Rabbits raised by Godfrey and her husband have won best in show twice and best in class at the Pennsylvania Farm Show.
This week the Godfreys will take 10 of their rabbits to the annual show in Harrisburg, hoping to again earn high marks.
The farm show starts at 8 a.m. Saturday and runs through 5 p.m. Saturday, Jan. 11, at the Pennsylvania Farm Show Complex & Expo Center at 2300 N. Cameron St. in Harrisburg.
"We just enjoy it -- meeting other people and winning," she said.
Though many breeders take their animals to the farm show in hopes of selling them, the Godfreys typically show their animals and take them home.
"I get attached (to the rabbits). They each have their own personality and tug at your heart a little," Godfrey said.
The Felton couple starting breeding rabbits when their now-grown children were in the 4-H club.
"We started in 1980. The kids are long out of it, but mom and dad are still in it," Godfrey said.
Her husband, Richard, built a barn for the rabbits and filled it with 50 cages.
"He retired. He used to work for Pepsi, and now he works for the rabbits," Brenda Godfrey said.
Dairy cows: It was their children's membership in a 4-H club that also inspired Darla and Dale Doll to show their dairy cows for the first time.
The Dolls, of Dar-Dale Farm in Glen Rock, will take their award-winning Holsteins to the Pennsylvania Farm Show this week.
It's something they've done for about 50 years and helps promote their business, Darla Doll said.
"If people see you have good cattle, maybe they will want to buy from you," she said.
The Farm Show is also a form of recreation for the Dolls.
"Because we run a farm, we were never really able to go on vacation.
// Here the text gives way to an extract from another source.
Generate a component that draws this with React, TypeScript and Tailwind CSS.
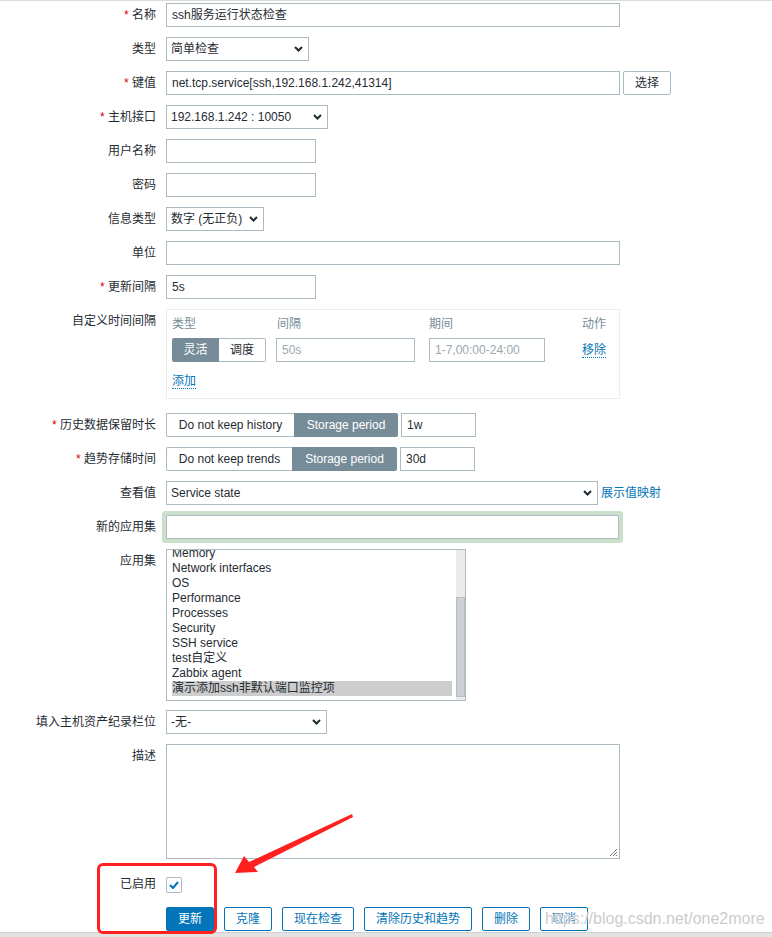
import React from "react";

const Chevron = () => (
  <svg width="9" height="6" viewBox="0 0 9 6" className="shrink-0">
    <path d="M1 1L4.5 4.5L8 1" fill="none" stroke="#1f2c33" strokeWidth="2" />
  </svg>
);

function Label({ text, req }: { text: string; req?: boolean }) {
  return (
    <div className="w-[156px] shrink-0 text-right h-6 leading-6 whitespace-nowrap">
      {req && <span className="text-[#d40000]">* </span>}
      {text}
    </div>
  );
}

function Row({
  label,
  req,
  className = "",
  children,
}: {
  label: string;
  req?: boolean;
  className?: string;
  children?: React.ReactNode;
}) {
  return (
    <div className={`flex items-start ${className}`}>
      <Label text={label} req={req} />
      <div className="ml-[10px] flex items-start">{children}</div>
    </div>
  );
}

function Box({ w, value = "", muted = false, extra = "" }: { w: string; value?: string; muted?: boolean; extra?: string }) {
  return (
    <div
      className={`${w} h-6 border border-[#acbbc2] bg-white flex items-center px-[5px] whitespace-nowrap overflow-hidden ${
        muted ? "text-[#9aa7af]" : "text-[#1f2c33]"
      } ${extra}`}
    >
      {value}
    </div>
  );
}

function Select({ w, value }: { w: string; value: string }) {
  return (
    <div className={`${w} h-6 border border-[#acbbc2] bg-white flex items-center justify-between pl-[4px] pr-[5px] whitespace-nowrap`}>
      <span>{value}</span>
      <Chevron />
    </div>
  );
}

function Btn({ w, text, primary = false }: { w: string; text: string; primary?: boolean }) {
  return (
    <div
      className={`${w} h-6 rounded-[2px] border border-[#0275b8] flex items-center justify-center ${
        primary ? "bg-[#0275b8] text-white" : "bg-white text-[#0275b8]"
      }`}
    >
      {text}
    </div>
  );
}

const apps = [
  "Memory",
  "Network interfaces",
  "OS",
  "Performance",
  "Processes",
  "Security",
  "SSH service",
  "test自定义",
  "Zabbix agent",
  "演示添加ssh非默认端口监控项",
];

export default function App() {
  return (
    <div className="relative w-[772px] h-[937px] overflow-hidden bg-white text-[12px] text-[#1f2c33] font-['Liberation_Sans','Noto_Sans_CJK_SC',sans-serif] border-t border-[#dcdcdc]">
      <div className="flex flex-col pt-[2px]">
        <Row label="名称" req>
          <Box w="w-[454px]" value="ssh服务运行状态检查" />
        </Row>
        <Row label="类型" className="mt-[10px]">
          <Select w="w-[143px]" value="简单检查" />
        </Row>
        <Row label="键值" req className="mt-[10px]">
          <Box w="w-[454px]" value="net.tcp.service[ssh,192.168.1.242,41314]" />
          <div className="ml-[3px] h-6 w-[48px] border border-[#acbbc2] rounded-[2px] flex items-center justify-center">选择</div>
        </Row>
        <Row label="主机接口" req className="mt-[10px]">
          <Select w="w-[162px]" value="192.168.1.242 : 10050" />
        </Row>
        <Row label="用户名称" className="mt-[10px]">
          <Box w="w-[150px]" />
        </Row>
        <Row label="密码" className="mt-[10px]">
          <Box w="w-[150px]" />
        </Row>
        <Row label="信息类型" className="mt-[10px]">
          <Select w="w-[98px]" value="数字 (无正负)" />
        </Row>
        <Row label="单位" className="mt-[10px]">
          <Box w="w-[454px]" />
        </Row>
        <Row label="更新间隔" req className="mt-[10px]">
          <Box w="w-[150px]" value="5s" />
        </Row>
        <Row label="自定义时间间隔" className="mt-[10px]">
          <div className="w-[454px] h-[90px] border border-[#ebeef0] px-[5px] pt-[5px]">
            <div className="grid grid-cols-[104px_153px_153px_auto]">
              <div className="h-[18px] leading-[18px] text-[#768d99]">类型</div>
              <div className="h-[18px] leading-[18px] text-[#768d99] pl-px">间隔</div>
              <div className="h-[18px] leading-[18px] text-[#768d99]">期间</div>
              <div className="h-[18px] leading-[18px] text-[#768d99]">动作</div>
              <div className="mt-[5px] flex">
                <div className="h-6 w-[47px] bg-[#768d99] text-white rounded-l-[2px] flex items-center justify-center">灵活</div>
                <div className="h-6 w-[47px] border border-[#acbbc2] border-l-0 rounded-r-[2px] flex items-center justify-center">调度</div>
              </div>
              <div className="mt-[5px]">
                <Box w="w-[139px]" value="50s" muted />
              </div>
              <div className="mt-[5px]">
                <Box w="w-[116px]" value="1-7,00:00-24:00" muted />
              </div>
              <div className="mt-[5px] h-6 flex items-center">
                <span className="text-[#0275b8] border-b border-dotted border-[#0275b8] leading-[14px]">移除</span>
              </div>
            </div>
            <div className="mt-[10px]">
              <span className="text-[#0275b8] border-b border-dotted border-[#0275b8] leading-[14px]">添加</span>
            </div>
          </div>
        </Row>
        <Row label="历史数据保留时长" req className="mt-[14px]">
          <div className="flex">
            <div className="h-6 w-[128px] border border-[#acbbc2] border-r-0 rounded-l-[2px] flex items-center justify-center">Do not keep history</div>
            <div className="h-6 w-[104px] bg-[#768d99] text-white rounded-r-[2px] flex items-center justify-center">Storage period</div>
          </div>
          <Box w="w-[75px]" value="1w" extra="ml-[3px]" />
        </Row>
        <Row label="趋势存储时间" req className="mt-[10px]">
          <div className="flex">
            <div className="h-6 w-[126px] border border-[#acbbc2] border-r-0 rounded-l-[2px] flex items-center justify-center">Do not keep trends</div>
            <div className="h-6 w-[105px] bg-[#768d99] text-white rounded-r-[2px] flex items-center justify-center">Storage period</div>
          </div>
          <Box w="w-[75px]" value="30d" extra="ml-[3px]" />
        </Row>
        <Row label="查看值" className="mt-[10px]">
          <Select w="w-[432px]" value="Service state" />
          <div className="ml-[3px] h-6 leading-6 text-[#0275b8]">展示值映射</div>
        </Row>
        <Row label="新的应用集" className="mt-[10px]">
          <div className="w-[453px] h-6 border border-[#acbbc2] bg-white shadow-[0_0_0_4px_#cbe0cb] rounded-[1px]" />
        </Row>
        <Row label="应用集" className="mt-[10px]">
          <div className="w-[300px] h-[152px] border border-[#acbbc2] flex overflow-hidden">
            <div className="flex-1 overflow-hidden pl-[5px] pr-[4px]">
              <div className="-mt-[4px]">
                {apps.map((a, i) => (
                  <div
                    key={a}
                    className={`h-[15px] leading-[15px] whitespace-nowrap ${i === apps.length - 1 ? "bg-[#cdcdcd]" : ""}`}
                  >
                    {a}
                  </div>
                ))}
              </div>
            </div>
            <div className="w-[9px] h-full bg-[#ebebeb] flex flex-col">
              <div className="h-[47px]" />
              <div className="flex-1 bg-[#cdd1d5] border border-[#b8bfc4] mb-[3px]" />
            </div>
          </div>
        </Row>
        <Row label="填入主机资产纪录栏位" className="mt-[9px]">
          <Select w="w-[161px]" value="-无-" />
        </Row>
        <Row label="描述" className="mt-[10px]">
          <div className="relative w-[454px] h-[115px] border border-[#acbbc2]">
            <svg width="9" height="9" viewBox="0 0 9 9" className="absolute right-[1px] bottom-[1px]">
              <path d="M8 1L1 8M8 4L4 8M8 7L7 8" stroke="#777" strokeWidth="1" />
            </svg>
          </div>
        </Row>
        <div className="flex items-start mt-[18px]">
          <div className="w-[156px] shrink-0 text-right h-[15px] leading-[15px]">已启用</div>
          <div className="ml-[10px] w-[16px] h-[16px] border border-[#acbbc2] rounded-[2px] flex items-center justify-center">
            <svg width="10" height="8" viewBox="0 0 10 8">
              <path d="M1 4L4 7L9 1" fill="none" stroke="#0275b8" strokeWidth="2" />
            </svg>
          </div>
        </div>
        <div className="flex ml-[166px] mt-[14px] gap-[10px]">
          <Btn w="w-[48px]" text="更新" primary />
          <Btn w="w-[48px]" text="克隆" />
          <Btn w="w-[72px]" text="现在检查" />
          <Btn w="w-[108px]" text="清除历史和趋势" />
          <Btn w="w-[48px]" text="删除" />
          <Btn w="w-[48px]" text="取消" />
        </div>
      </div>

      {/* bottom scrollbar strip */}
      <div className="absolute left-0 right-0 bottom-0 h-[5px] bg-[#e2e2e2] border-t border-[#d0d0d0]" />

      {/* annotation rectangle */}
      <div className="absolute left-[97px] top-[862px] w-[120px] h-[71px] border-[3px] border-[#ff2020] rounded-[6px] pointer-events-none" />

      {/* annotation arrow */}
      <svg className="absolute left-0 top-0 pointer-events-none" width="772" height="937" viewBox="0 0 772 937">
        <polygon
          points="235,872 244,855 249,861 352,813 353,816 254,866 258,871"
          fill="#ff2020"
        />
      </svg>

      {/* watermark */}
      <div className="absolute left-[545px] top-[907px] text-[16px] leading-[22px] text-[#cccccc] [text-shadow:0_0_2px_#ffffff] pointer-events-none whitespace-nowrap">
        https://blog.csdn.net/one2more
      </div>
    </div>
  );
}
Some people go to the shore. This is what we like to do," Darla Doll said.
Pigs: Local pig breeders are eager to show their sows.
"The spotlight will be on the Berkshires this year," said James Parlett, a breeder from Airville.
Berkshires are an up-and-coming breed and offer the highest-quality meat, Parlett said.
"They call it 'Berkshire Gold' because it's the kind of meat the white-tablecloth chefs want. Berkshires are worth a little more than a regular-market hog -- kind of like Angus beef compared to regular beef," he said.
Last year, a Berkshire sold at the farm show for $3,200, Parlett said.
James T. Parlett & Son also won the supreme champion category during the last three years -- last year with a Berkshire and the previous two years with a Yorkshire.
What makes a winner?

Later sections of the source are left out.